Shaggy Ink Farms is a family homestead before it is anything else. That matters because the farm has to serve real life. It has to make room for school days, meals, chores, birthdays, tired evenings, new ideas, and the ordinary rhythm of a family trying to build something honest. The work is not separate from family life. It is woven through it.

That is also why we are keeping a record of the work. A homestead has a thousand small stories, and most of them are easy to lose if nobody writes them down. The first egg from a young hen. The first time a child confidently carries feed. The first storm that tests a roofline. The first version of a label that finally feels right. The first video that turns a regular chore into something useful for somebody else.

We want Shaggy Ink Farms to feel personal and honest. The aim is simple: take good care of the place, raise useful birds, grow food and flowers, teach the kids real work, and share enough of the process that people can follow along without us pretending the farm is finished.

Why Northern California Shapes the Farm

Northern California shapes this place. Mature oaks, dry grass, warm light, wildlife edges, weathered fence posts, and wide pastureland are not background decoration. They are daily conditions. We are not trying to copy a generic farm postcard. We are building from the land we have, the climate we live in, and the rural character of this part of California.

The oaks slow everything down in the best way. They make you look up. They mark the seasons. They hold shade in summer and shape the way a pasture feels at golden hour. Mule deer moving through the edge of the property, chickens scratching near a fence, and the long line of an evening shadow are part of the place because we see them every day.

We want the farm to reflect a conservation-minded respect for that setting. That does not mean pretending to have everything figured out. It means paying attention. It means making choices that protect animals, improve systems, reduce waste where we can, and keep the land in mind when we make plans. A homestead is never just a collection of projects. It is a relationship with a place.

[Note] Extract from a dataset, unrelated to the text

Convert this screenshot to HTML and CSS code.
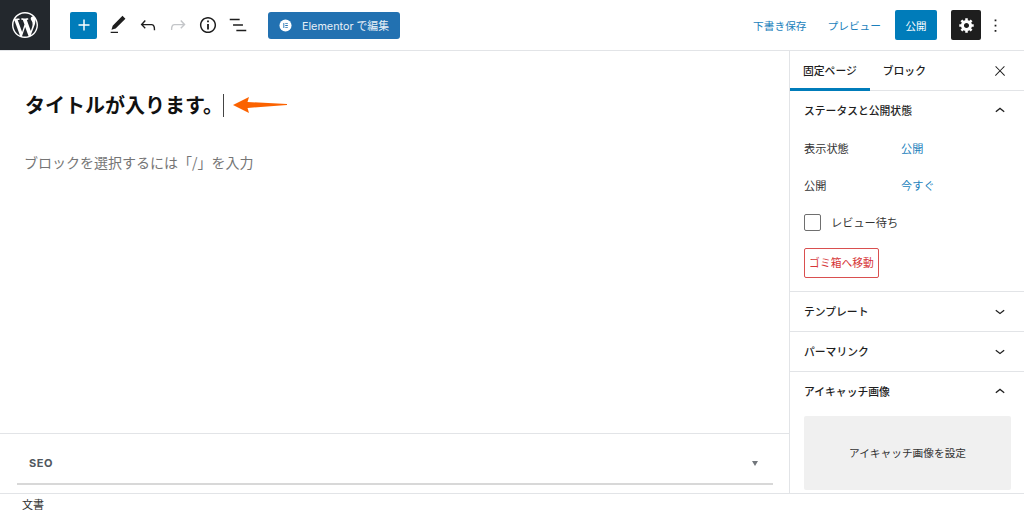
FILE: index.html
```html
<!DOCTYPE html>
<html lang="ja">
<head>
<meta charset="utf-8">
<title>固定ページを編集</title>
<link rel="stylesheet" href="styles.css">
</head>
<body>
<header class="topbar">
  <div class="wp-logo">
    <svg class="wp-svg" viewBox="0 0 20 20"><path d="M20 10c0-5.51-4.49-10-10-10C4.48 0 0 4.49 0 10c0 5.52 4.48 10 10 10 5.51 0 10-4.48 10-10zM7.78 15.37L4.37 6.22c.55-.02 1.17-.08 1.17-.08.5-.06.44-1.13-.06-1.11 0 0-1.45.11-2.37.11-.18 0-.37 0-.58-.01C4.12 2.69 6.87 1.11 10 1.11c2.33 0 4.45.87 6.05 2.34-.68-.11-1.65.39-1.65 1.58 0 .74.45 1.36.9 2.1.35.61.55 1.36.55 2.46 0 1.49-1.4 5-1.4 5l-3.03-8.37c.54-.02.82-.17.82-.17.5-.05.44-1.25-.06-1.22 0 0-1.44.12-2.38.12-.87 0-2.33-.12-2.33-.12-.5-.03-.56 1.2-.06 1.22l.92.08 1.26 3.41zM17.41 10c.24-.64.74-1.87.43-4.25.7 1.29 1.05 2.71 1.05 4.25 0 3.29-1.73 6.24-4.4 7.78.97-2.59 1.94-5.2 2.92-7.78zM6.1 18.09C3.12 16.65 1.11 13.53 1.11 10c0-1.3.23-2.48.72-3.59C3.25 10.3 4.67 14.2 6.1 18.09zm4.03-6.63l2.58 6.98c-.86.29-1.76.45-2.71.45-.79 0-1.57-.11-2.29-.33.81-2.38 1.62-4.74 2.42-7.1z"/></svg>
  </div>
  <div class="tools">
    <button class="add-btn"><svg class="ico" viewBox="0 0 24 24"><path d="M18 11.2h-5.2V6h-1.6v5.2H6v1.6h5.2V18h1.6v-5.2H18z"/></svg></button>
    <span class="tool"><svg class="ico" viewBox="0 0 24 24"><path d="M20.1 5.1L16.9 2 6.2 12.7l-1.3 4.4 4.5-1.3L20.1 5.1zM4 20.8h8v-1.5H4v1.5z"/></svg></span>
    <span class="tool"><svg class="ico" viewBox="0 0 24 24"><path d="M18.3 11.7c-.6-.6-1.4-.9-2.3-.9H6.7l2.9-3.3-1.1-1-4.5 5L8.5 16l1-1-2.7-2.7H16c.5 0 .9.2 1.3.5 1 1 1 3.4 1 4.5v.3h1.5v-.2c0-1.5 0-4.3-1.5-5.7z"/></svg></span>
    <span class="tool tool-off"><svg class="ico" viewBox="0 0 24 24"><path d="M15.6 6.5l-1.1 1 2.9 3.3H8c-.9 0-1.7.3-2.3.9-1.4 1.5-1.4 4.2-1.4 5.6v.2h1.5v-.3c0-1.1 0-3.5 1-4.5.3-.3.7-.5 1.3-.5h9.2L14.5 15l1.1 1.1 4.6-4.6-4.6-5z"/></svg></span>
    <span class="tool"><svg class="ico" viewBox="0 0 24 24"><path d="M12 3.2c-4.8 0-8.8 3.9-8.8 8.8 0 4.8 3.9 8.8 8.8 8.8 4.8 0 8.8-3.9 8.8-8.8 0-4.8-4-8.8-8.8-8.8zm0 16c-4 0-7.2-3.3-7.2-7.2C4.8 8 8 4.8 12 4.8s7.2 3.3 7.2 7.2c0 4-3.2 7.2-7.2 7.2zM11 17h2v-6h-2v6zm0-8h2V7h-2v2z"/></svg></span>
    <span class="tool"><svg class="ico" viewBox="0 0 24 24"><path d="M13.8 5.2H3v1.5h10.8V5.2zm-3.6 12v1.5H21v-1.5H10.2zm7.2-6H6.6v1.5h10.8v-1.5z"/></svg></span>
    <button class="elementor-btn">
      <svg class="el-ico" viewBox="0 0 14 14"><circle cx="7" cy="7" r="6.5" fill="#fff"/><path fill="#2271b1" d="M4.7 4.2h1v5.6h-1zM6.7 4.2h2.8v1H6.7zM6.7 6.5h2.8v1H6.7zM6.7 8.8h2.8v1H6.7z"/></svg>
      Elementor で編集
    </button>
  </div>
  <div class="actions">
    <a class="link draft">下書き保存</a>
    <a class="link preview">プレビュー</a>
    <button class="publish">公開</button>
    <button class="settings"><svg class="cog" viewBox="0 0 20 20"><path d="M18 12h-2.18c-.17.7-.44 1.35-.81 1.93l1.54 1.54-2.1 2.1-1.54-1.54c-.58.36-1.23.63-1.91.79V19H8v-2.18c-.68-.16-1.33-.43-1.91-.79l-1.54 1.54-2.12-2.12 1.54-1.54c-.36-.58-.63-1.23-.79-1.91H1V9.03h2.17c.16-.7.44-1.35.8-1.94L2.43 5.55l2.1-2.1 1.54 1.54c.58-.37 1.24-.64 1.93-.81V2h3v2.18c.68.16 1.33.43 1.91.79l1.54-1.54 2.12 2.12-1.54 1.54c.36.59.64 1.24.8 1.94H18V12zm-8.5 1.5c1.66 0 3-1.34 3-3s-1.34-3-3-3-3 1.34-3 3 1.34 3 3 3z" transform="translate(.5 -.5)"/></svg></button>
    <span class="more"><svg class="ico" viewBox="0 0 24 24"><path d="M13 19h-2v-2h2v2zm0-6h-2v-2h2v2zm0-6h-2V5h2v2z"/></svg></span>
  </div>
</header>

<div class="workspace">
  <main class="editor">
    <div class="canvas">
      <div class="title-row">
        <h1 class="title">タイトルが入ります。</h1>
        <span class="caret"></span>
        <svg class="arrow" viewBox="0 0 54 16"><path d="M0 8L16 0L14.500 5L54 7L54 8L14.500 11L16 16z"/></svg>
      </div>
      <p class="placeholder">ブロックを選択するには「/」を入力</p>
    </div>
    <section class="metabox">
      <div class="metabox-inner">
        <span class="seo">SEO</span>
        <span class="tri"></span>
      </div>
    </section>
  </main>

  <aside class="sidebar">
    <div class="tabs">
      <span class="tab tab-on">固定ページ</span>
      <span class="tab">ブロック</span>
      <svg class="ico close" viewBox="0 0 24 24"><path d="M13 11.800l6.100-6.300-1-1-6.100 6.200-6.100-6.200-1 1 6.100 6.300-6.500 6.700 1 1 6.500-6.600 6.500 6.600 1-1z"/></svg>
    </div>

    <section class="panel panel-open">
      <div class="panel-head">
        <span>ステータスと公開状態</span>
        <svg class="chev" viewBox="0 0 24 24"><path d="M6.500 13.400L12 9l5.500 4.400-.9 1.200L12 11l-4.500 3.600z"/></svg>
      </div>
      <div class="status-row"><span class="status-label">表示状態</span><a class="status-value">公開</a></div>
      <div class="status-row"><span class="status-label">公開</span><a class="status-value">今すぐ</a></div>
      <label class="check-row"><span class="check"></span><span class="check-text">レビュー待ち</span></label>
      <button class="trash">ゴミ箱へ移動</button>
    </section>

    <section class="panel">
      <div class="panel-head">
        <span>テンプレート</span>
        <svg class="chev" viewBox="0 0 24 24"><path d="M17.500 11.600L12 16l-5.500-4.400.9-1.200L12 14l4.500-3.600z"/></svg>
      </div>
    </section>
    <section class="panel">
      <div class="panel-head">
        <span>パーマリンク</span>
        <svg class="chev" viewBox="0 0 24 24"><path d="M17.500 11.600L12 16l-5.500-4.400.9-1.200L12 14l4.500-3.600z"/></svg>
      </div>
    </section>
    <section class="panel panel-last">
      <div class="panel-head">
        <span>アイキャッチ画像</span>
        <svg class="chev" viewBox="0 0 24 24"><path d="M6.500 13.400L12 9l5.500 4.400-.9 1.200L12 11l-4.500 3.600z"/></svg>
      </div>
      <div class="thumb">アイキャッチ画像を設定</div>
    </section>
  </aside>
</div>

<footer class="footer">文書</footer>
</body>
</html>
```

FILE: styles.css
```css
* { box-sizing: border-box; }
html, body { height: 100%; }
body {
  margin: 0;
  height: 514px;
  overflow: hidden;
  display: flex;
  flex-direction: column;
  background: #fff;
  color: #1e1e1e;
  font-family: "Noto Sans CJK JP", Inter, sans-serif;
  font-size: 11px;
}
button { font-family: inherit; border: 0; padding: 0; margin: 0; }
svg { display: block; }

.topbar {
  flex: none;
  height: 51px;
  display: flex;
  align-items: flex-start;
  border-bottom: 1px solid #e2e4e7;
}
.wp-logo {
  width: 50px;
  height: 50px;
  background: #23282d;
  display: flex;
  align-items: center;
  justify-content: center;
}
.wp-svg { width: 26px; height: 26px; fill: #fff; }
.ico { width: 24px; height: 24px; fill: #1e1e1e; }

.tools {
  display: flex;
  align-items: center;
  height: 50px;
  padding-left: 20px;
}
.add-btn {
  width: 27px;
  height: 27px;
  background: #007cba;
  border-radius: 2px;
  display: flex;
  align-items: center;
  justify-content: center;
  margin-right: 6px;
}
.add-btn .ico { fill: #fff; width: 22px; height: 22px; }
.tool {
  width: 30px;
  display: flex;
  justify-content: center;
}
.tool .ico { width: 22px; height: 22px; }
.tool-off .ico { fill: #c4c6c9; }
.elementor-btn {
  margin-left: 15px;
  width: 132px;
  height: 27px;
  background: #2271b1;
  color: #e8f0f7;
  border-radius: 3px;
  display: flex;
  align-items: center;
  gap: 10px;
  padding-left: 11px;
  font-size: 10.800px;
  font-family: Inter, "Noto Sans CJK JP", sans-serif;
  white-space: nowrap;
}
.el-ico { width: 13px; height: 13px; flex: none; }

.actions {
  margin-left: auto;
  margin-right: 15px;
  height: 50px;
  display: flex;
  align-items: center;
  color: #007cba;
}
.link { color: #1b7fbc; font-size: 10.700px; white-space: nowrap; }
.draft { margin-right: 21px; }
.preview { margin-right: 14px; }
.publish {
  width: 42px;
  height: 30px;
  background: #007cba;
  color: #fff;
  border-radius: 2px;
  font-size: 10.500px;
  margin-right: 14px;
}
.settings {
  width: 30px;
  height: 30px;
  background: #1e1e1e;
  border-radius: 2px;
  display: flex;
  align-items: center;
  justify-content: center;
}
.cog { width: 17px; height: 17px; fill: #fff; }
.more { width: 28px; display: flex; justify-content: center; }
.more .ico { width: 21px; height: 21px; }

.workspace { flex: 1; display: flex; min-height: 0; }

.editor {
  width: 790px;
  flex: none;
  display: flex;
  flex-direction: column;
  border-right: 1px solid #e2e4e7;
}
.canvas { flex: 1; padding: 42px 25px 0; }
.title-row { display: flex; align-items: center; height: 24px; }
.title {
  margin: 0;
  font-size: 20px;
  font-weight: 700;
  line-height: 24px;
  color: #111;
  white-space: nowrap;
  width: 198px;
}
.caret { width: 1px; height: 23px; background: #444; flex: none; }
.arrow { width: 54px; height: 16px; fill: #fb6200; margin-left: 9px; flex: none; }
.placeholder {
  margin: 35px 0 0 -1px;
  font-size: 14px;
  line-height: 20px;
  color: #757575;
  white-space: nowrap;
}

.metabox {
  flex: none;
  height: 60px;
  border-top: 1px solid #e2e4e7;
  padding: 0 16px 8px 17px;
}
.metabox-inner {
  height: 51px;
  border-bottom: 2px solid #d8d8d8;
  display: flex;
  align-items: center;
  justify-content: space-between;
  padding: 9px 15px 0 12px;
}
.seo {
  font-family: Inter, sans-serif;
  font-size: 11px;
  font-weight: 700;
  letter-spacing: .6px;
  color: #50575e;
}
.tri {
  width: 0;
  height: 0;
  border-left: 3.500px solid transparent;
  border-right: 3.500px solid transparent;
  border-top: 5px solid #72777c;
}

.sidebar { flex: 1; min-width: 0; overflow: hidden; }
.tabs {
  height: 40px;
  display: flex;
  align-items: center;
  border-bottom: 1px solid #e2e4e7;
}
.tab {
  height: 40px;
  display: flex;
  align-items: center;
  padding: 0 13px 2px;
  font-size: 10.800px;
  font-weight: 500;
  color: #1e1e1e;
  white-space: nowrap;
}
.tab-on { box-shadow: inset 0 -3px 0 #007cba; }
.close { width: 16px; height: 16px; margin-left: auto; margin-right: 16px; }

.panel { border-bottom: 1px solid #e2e4e7; padding: 0 13px 0 14px; }
.panel-head {
  height: 39px;
  padding-bottom: 2px;
  display: flex;
  align-items: center;
  justify-content: space-between;
  font-size: 10.800px;
  font-weight: 500;
  color: #1e1e1e;
  white-space: nowrap;
}
.chev { width: 20px; height: 20px; fill: #1e1e1e; flex: none; margin-right: 1px; }
.panel-open { height: 201px; }
.status-row {
  display: flex;
  align-items: center;
  height: 37px;
  padding-bottom: 1px;
  font-size: 11.200px;
}
.status-label { width: 97px; color: #333; }
.status-value { color: #1b7fbc; }
.check-row {
  display: flex;
  align-items: center;
  gap: 10px;
  height: 37px;
  font-size: 11.200px;
  color: #333;
}
.check-text { padding-bottom: 2px; }
.check {
  width: 17px;
  height: 17px;
  border: 1px solid #6f6f6f;
  border-radius: 2px;
  flex: none;
}
.trash {
  display: block;
  margin-top: 7px;
  width: 75px;
  height: 30px;
  padding-bottom: 2px;
  background: #fff;
  border: 1px solid #d94f4f;
  border-radius: 2px;
  color: #d63638;
  font-size: 10.800px;
  white-space: nowrap;
}
.panel-last { height: 200px; border-bottom: 0; }
.thumb {
  margin: 5px 0 0;
  height: 74px;
  background: #f0f0f0;
  border-radius: 2px;
  display: flex;
  align-items: center;
  justify-content: center;
  padding-bottom: 2px;
  font-size: 10.700px;
  color: #333;
}

.footer {
  flex: none;
  height: 21px;
  border-top: 1px solid #e2e4e7;
  background: #fff;
  padding-left: 22px;
  font-size: 11px;
  line-height: 20px;
  color: #333;
}
```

The Chickens That Started the Pattern

Our long-term poultry focus is the Heritage Plymouth Barred Rock chicken. There are practical reasons for that choice, and there are emotional ones. Barred Rocks are a classic American farm breed: useful, sturdy, familiar, and beautiful in a way that feels earned. At the same time, our laying flock is mixed, with Rhode Island Reds, Salmon Faverolles, Ameraucanas, Olive Eggers, Copper Marans, Plymouth Barred Rocks, and other birds all part of the current farm rhythm.

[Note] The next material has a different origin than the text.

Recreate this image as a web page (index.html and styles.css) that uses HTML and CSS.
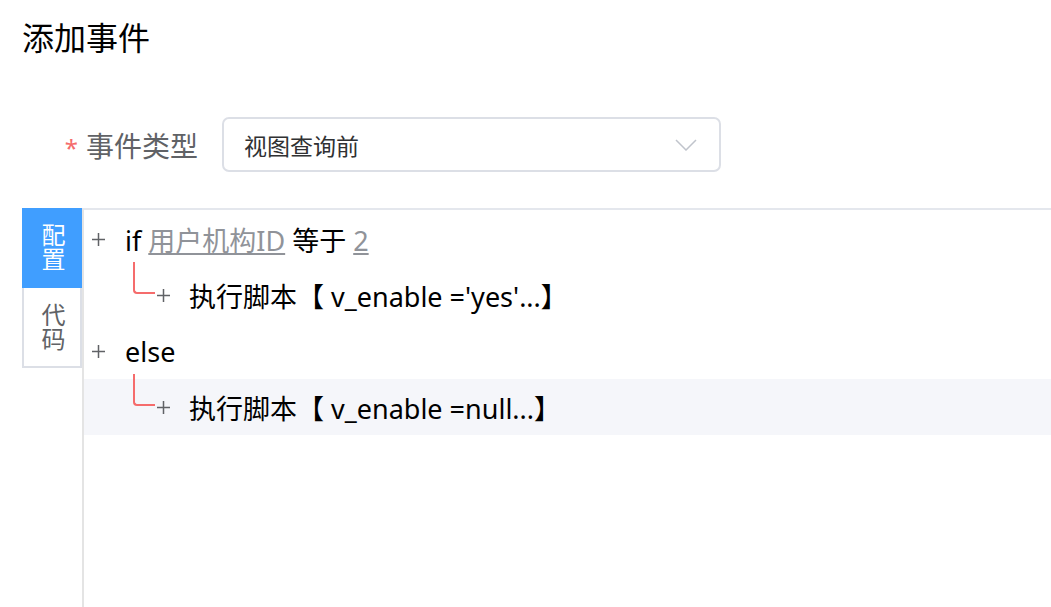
FILE: index.html
```html
<!DOCTYPE html>
<html lang="zh-CN">
<head>
    <meta charset="UTF-8">
    <title>添加事件</title>
    <link rel="stylesheet" href="styles.css">
</head>
<body>
    <div class="dialog">
        <h2 class="dialog-title">添加事件</h2>

        <div class="form-item">
            <label class="form-label"><span class="required">*</span>事件类型</label>
            <div class="select">
                <span class="select-value">视图查询前</span>
                <svg class="select-arrow" width="22" height="12" viewBox="0 0 22 12">
                    <path d="M1 1 L11 11 L21 1" fill="none" stroke="#c0c4cc" stroke-width="1.5"/>
                </svg>
            </div>
        </div>

        <div class="editor">
            <div class="tabs">
                <div class="tab active"><span class="tab-text">配置</span></div>
                <div class="tab"><span class="tab-text">代码</span></div>
            </div>
            <div class="tree">
                <div class="node">
                    <svg class="plus" width="13" height="13" viewBox="0 0 13 13"><path d="M6.5 0 V13 M0 6.5 H13" stroke="#606266" stroke-width="1.5"/></svg>
                    <span class="node-text">if <a class="link">用户机构ID</a> 等于 <a class="link">2</a></span>
                </div>
                <div class="node child">
                    <svg class="plus" width="13" height="13" viewBox="0 0 13 13"><path d="M6.5 0 V13 M0 6.5 H13" stroke="#606266" stroke-width="1.5"/></svg>
                    <span class="node-text">执行脚本【 v_enable ='yes'...】</span>
                </div>
                <div class="node">
                    <svg class="plus" width="13" height="13" viewBox="0 0 13 13"><path d="M6.5 0 V13 M0 6.5 H13" stroke="#606266" stroke-width="1.5"/></svg>
                    <span class="node-text">else</span>
                </div>
                <div class="node child hover">
                    <svg class="plus" width="13" height="13" viewBox="0 0 13 13"><path d="M6.5 0 V13 M0 6.5 H13" stroke="#606266" stroke-width="1.5"/></svg>
                    <span class="node-text">执行脚本【 v_enable =null...】</span>
                </div>
            </div>
        </div>
    </div>
</body>
</html>
```

FILE: styles.css
```css
html, body {
    margin: 0;
    height: 100%;
    overflow: hidden;
}
body {
    font-family: "Noto Sans", "Noto Sans CJK SC", sans-serif;
    background: #fff;
    color: #000;
}
.dialog {
    display: flex;
    flex-direction: column;
    height: 100%;
}
.dialog-title {
    margin: 0;
    padding: 15px 0 0 22px;
    font-size: 32px;
    font-weight: normal;
    line-height: 45px;
    color: #000;
}
.form-item {
    display: flex;
    align-items: center;
    margin-top: 57px;
}
.form-label {
    width: 222px;
    padding-right: 24px;
    box-sizing: border-box;
    text-align: right;
    font-size: 28px;
    color: #606266;
}
.required {
    color: #f56c6c;
    margin-right: 8px;
    font-size: 24px;
}
.select {
    width: 499px;
    height: 55px;
    box-sizing: border-box;
    border: 2px solid #dcdfe6;
    border-radius: 7px;
    display: flex;
    align-items: center;
    justify-content: space-between;
    padding: 0 22px 0 20px;
}
.select-value {
    font-size: 23px;
    color: #303133;
}
.editor {
    flex: 1;
    display: flex;
    margin-top: 36px;
}
.tabs {
    width: 60px;
    margin-left: 22px;
}
.tab {
    height: 80px;
    box-sizing: border-box;
    border: 2px solid #dcdfe6;
    border-top: none;
    display: flex;
    align-items: center;
    justify-content: center;
    font-size: 24px;
    color: #606266;
}
.tab-text {
    writing-mode: vertical-rl;
    text-orientation: upright;
    line-height: 1;
}
.tab.active {
    background: #409eff;
    border-color: #409eff;
    color: #fff;
}
.tree {
    flex: 1;
    border-left: 2px solid #e4e4e4;
    border-top: 2px solid #e4e7ed;
    padding-top: 1px;
}
.node {
    position: relative;
    height: 56px;
    display: flex;
    align-items: center;
    padding-left: 8px;
    font-size: 27px;
}
.node .plus {
    margin-right: 20px;
}
.node.child {
    padding-left: 73px;
}
.node.child::before {
    content: "";
    position: absolute;
    left: 49px;
    top: -5px;
    width: 20px;
    height: 30px;
    border-left: 2px solid #f56c6c;
    border-bottom: 2px solid #f56c6c;
    border-bottom-left-radius: 4px;
}
.node.child .plus {
    margin-right: 19px;
}
.node.hover {
    background: #f5f6fa;
}
.node-text {
    color: #000;
}
.link {
    color: #909399;
    text-decoration: underline;
}
```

But a good chicken is more than a logo. The flock creates daily rhythm. Feeding, watering, checking birds, watching behavior, collecting eggs, improving housing, and learning the needs of individual birds all turn an idea of a farm into actual husbandry. Chickens are a beginning that keeps beginning. They are accessible enough for a family to start with and serious enough to reward deep study.

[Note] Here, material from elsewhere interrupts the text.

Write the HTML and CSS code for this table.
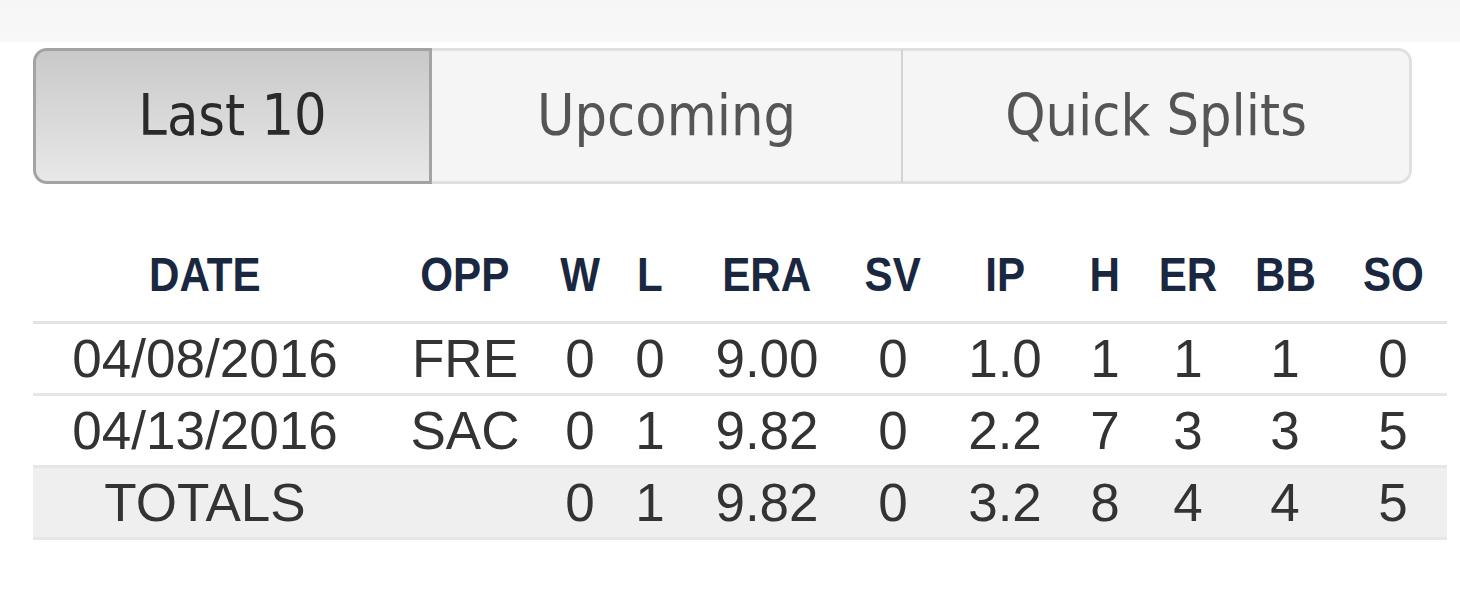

The Barred Rocks also connect us to a wider American farm history. They remind us that poultry was once bred for families, small farms, local food, and practical resilience. As Shaggy Ink Farms grows, we want to honor that history carefully. We will be clear about what we know, honest about what we are still learning, and respectful of the breeders and conservationists who have done the long work before us.

Building the Homestead in Public

A lot of what we are building will happen in layers. First come the essential systems: safe coops, better fencing, feed storage, water routines, predator awareness, seasonal egg handling, and record keeping. Alongside that come the gardens, cut flowers, strawberries, orchard trees, field notes, photography, video, and small farm goods if they fit the real work of the place.

We are especially excited about YouTube because video can show the honest middle of a project. A finished coop looks clean in a photograph, but a video can show the wrong measurement, the second trip for hardware, the reason we changed a detail, and the family conversation that happened while the work was getting done. That kind of record is useful. It also keeps us accountable to the real version of the farm.

Eggs will be seasonal and small-flock by nature. We are not building an industrial egg operation. We are building trust around a limited product that comes from living birds, real weather, daylight, molts, feed, and care. When eggs are available, we want them to feel connected to the place they came from: the flock, the pasture, the carton, the note in the box, and the family work behind it.

Projects will be part of the story too. Coops, fencing, garden beds, labels, workbench repairs, seasonal improvements, and small handmade goods all belong here. Some projects will be practical. Some will be beautiful. The best ones will be both. We want the farm to carry a sense of craftsmanship that feels more like a well-used field journal than a showroom.

What Comes Next

The future plan is simple in direction and large in scope: care for the flock, build the Barred Rock program carefully, grow food for the family, establish flowers, strawberries, and orchard trees, offer seasonal eggs when we have them, and make videos and articles that tell the truth about the process.

If you are here early, thank you. We are not asking you to believe in a finished thing. We are inviting you to follow the making of it: the first flock notes, the first egg updates, the first videos, the first garden wins, the first store pieces if they make sense, and the first lessons learned the hard way.

This is the opening field note. The gate is open. Welcome to Shaggy Ink Farms.